Zusammengefasst: Anwender können also unterschiedliche Apps und womöglich auch verschiedene Anbieter für die Verbindung verwenden - schlimmstenfalls gibt es für jeden Kommunikationspartner eine andere Anwendung und eine anderen Vermittler. Verschlüsselt zu telefonieren kann auf diese Weise folglich sehr komplex werden.
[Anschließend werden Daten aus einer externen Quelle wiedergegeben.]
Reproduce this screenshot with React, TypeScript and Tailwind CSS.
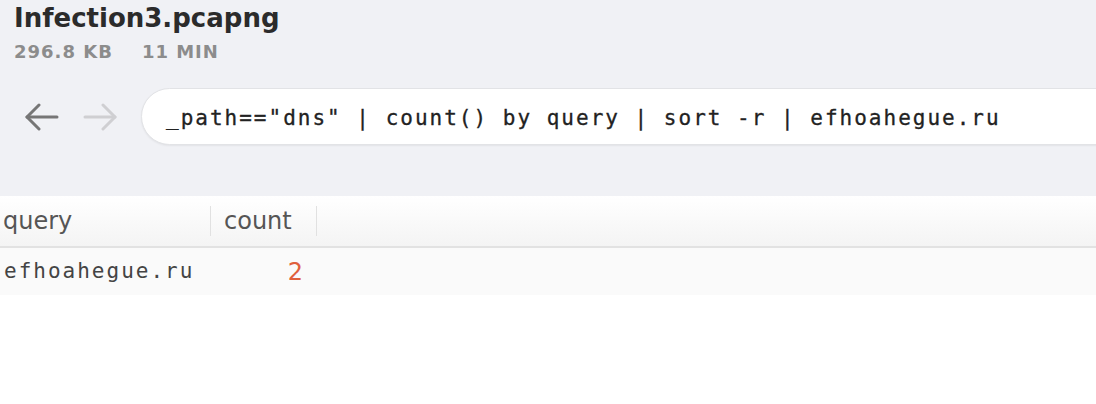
import React from 'react';

const columns = [
  { name: 'query', width: 211 },
  { name: 'count', width: 106 },
];

const rows = [{ query: 'efhoahegue.ru', count: 2 }];

function Arrow({ dir, color }: { dir: 'left' | 'right'; color: string }) {
  return (
    <svg width="34" height="28" viewBox="0 0 34 28" fill="none">
      <g
        stroke={color}
        strokeWidth="3"
        strokeLinecap="round"
        strokeLinejoin="round"
        transform={dir === 'right' ? 'translate(34 0) scale(-1 1)' : undefined}
      >
        <path d="M2 14H32" />
        <path d="M14 2L2 14L14 26" />
      </g>
    </svg>
  );
}

export default function App() {
  return (
    <div className="w-[1096px] h-[404px] overflow-hidden bg-white font-['DejaVu_Sans',sans-serif]">
      {/* Header */}
      <div className="bg-[#f0f1f5] h-[196px]">
        <div className="pl-[14px] pt-[2px]">
          <h1 className="text-[26px] leading-[32px] font-bold text-[#2b2b2b]">Infection3.pcapng</h1>
          <div className="mt-[7px] flex text-[18px] leading-[22px] font-bold tracking-[1px] text-[#8c8c8c]">
            <span>296.8 KB</span>
            <span className="ml-[29px]">11 MIN</span>
          </div>
        </div>

        {/* Search */}
        <div className="mt-[25px] flex items-center">
          <div className="flex items-center gap-[24px] pl-[25px] pr-[24px]">
            <Arrow dir="left" color="#767676" />
            <Arrow dir="right" color="#cfcfd2" />
          </div>
          <div className="flex-1 -mr-[60px] h-[57px] flex items-center bg-white rounded-full border border-[#e2e3e6] shadow-[0_1px_2px_rgba(0,0,0,0.06)] pl-[24px] pt-[4px]">
            <span className="font-['DejaVu_Sans_Mono',monospace] text-[21px] tracking-[2px] text-[#222] whitespace-pre [-webkit-text-stroke:0.3px_#222]">
              _path=="dns" | count() by query | sort -r | efhoahegue.ru
            </span>
          </div>
        </div>
      </div>

      {/* Table */}
      <div className="flex h-[52px] items-center bg-gradient-to-b from-white to-[#f4f4f4] border-b-2 border-[#e2e2e2]">
        {columns.map((col, i) => (
          <div
            key={col.name}
            className={`h-[30px] flex items-center border-r border-[#e1e1e1] text-[24px] text-[#555] ${
              i === 0 ? 'pl-[3px]' : 'pl-[13px]'
            }`}
            style={{ width: col.width }}
          >
            {col.name}
          </div>
        ))}
      </div>
      {rows.map((row) => (
        <div key={row.query} className="flex h-[47px] items-center bg-[#fafafa] pt-[1px]">
          <div className="w-[211px] pl-[4px] font-['DejaVu_Sans_Mono',monospace] text-[21px] tracking-[2px] text-[#444]">
            {row.query}
          </div>
          <div className="w-[106px] pr-[14px] text-right text-[24px] text-[#e0603c]">{row.count}</div>
        </div>
      ))}
    </div>
  );
}
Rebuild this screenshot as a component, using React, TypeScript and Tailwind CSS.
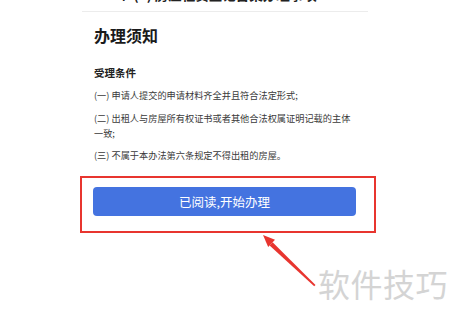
import React from 'react';

const conditions = [
  '(一) 申请人提交的申请材料齐全并且符合法定形式;',
  '(二) 出租人与房屋所有权证书或者其他合法权属证明记载的主体一致;',
  '(三) 不属于本办法第六条规定不得出租的房屋。',
];

export default function App() {
  return (
    <div className="relative w-[450px] h-[320px] overflow-hidden bg-white font-['Noto_Sans_CJK_SC',sans-serif]">
      <div className="ml-[82px] w-[286px]">
        {/* page title, scrolled mostly out of view */}
        <div className="h-[11px] overflow-hidden pl-[24px]">
          <div className="-mt-[14px] text-[13.5px] leading-[17px] font-bold text-[#222] whitespace-nowrap">
            1 个 (1) 房屋租赁登记备案办理事项
          </div>
        </div>
        <div className="h-[1px] bg-[#ececec]" />

        <div className="pl-[11px] pr-[12px]">
          <h1 className="mt-[13px] pl-[1px] text-[16px] leading-[20px] font-bold text-[#1a1a1a]">办理须知</h1>
          <h2 className="mt-[21px] pl-[1px] text-[10.5px] leading-[14px] font-bold text-[#222]">受理条件</h2>

          <div className="mt-[8px] pl-[1px] pr-[4px] flex flex-col gap-[7.5px]">
            {conditions.map((c) => (
              <p key={c} className="text-[9.2px] leading-[15px] text-[#3a3a3a]">
                {c}
              </p>
            ))}
          </div>

          <button
            type="button"
            className="mt-[24px] w-full h-[29px] rounded-[4px] bg-[#4473e0] text-white text-[12.5px] leading-[29px]"
          >
            已阅读,开始办理
          </button>
        </div>
      </div>

      {/* annotation: highlight box */}
      <div className="absolute left-[80px] top-[176px] w-[296px] h-[57px] border-2 border-[#e8352f]" />

      {/* annotation: arrow */}
      <svg className="absolute left-0 top-0" width="450" height="320" viewBox="0 0 450 320">
        <polygon points="315.5,285 314.2,286.2 269.6,245.4 272.6,242.2" fill="#e8352f" />
        <polygon points="263,235 275,239.7 268.2,246.9" fill="#e8352f" />
      </svg>

      {/* watermark */}
      <div className="absolute left-[318px] top-[267px] text-[32px] leading-none text-[#d4d4d4] tracking-[0.5px]">
        软件技巧
      </div>
    </div>
  );
}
In der Praxis ist daher die Variante mit SIPS die bessere Lösung. Dort kann der Nutzer die normale Telefonieinfrastruktur verwenden, die Verbindung zum Provider ist sauber verschlüsselt und, wenn der Kommunikationspartner mitspielt, sogar bis zum anderen Ende - natürlich mit Ausnahme beim Provider selbst, entsprechend den gesetzlichen Vorschriften. Auf dieser Basis lassen sich praxistaugliche, einfach handhabbare Systeme realisieren. So entwickelt beispielsweise QSC Lösungen für verschlüsseltes VoIP per SIPS gleich passgenau für unterschiedliche TK-Anlagen.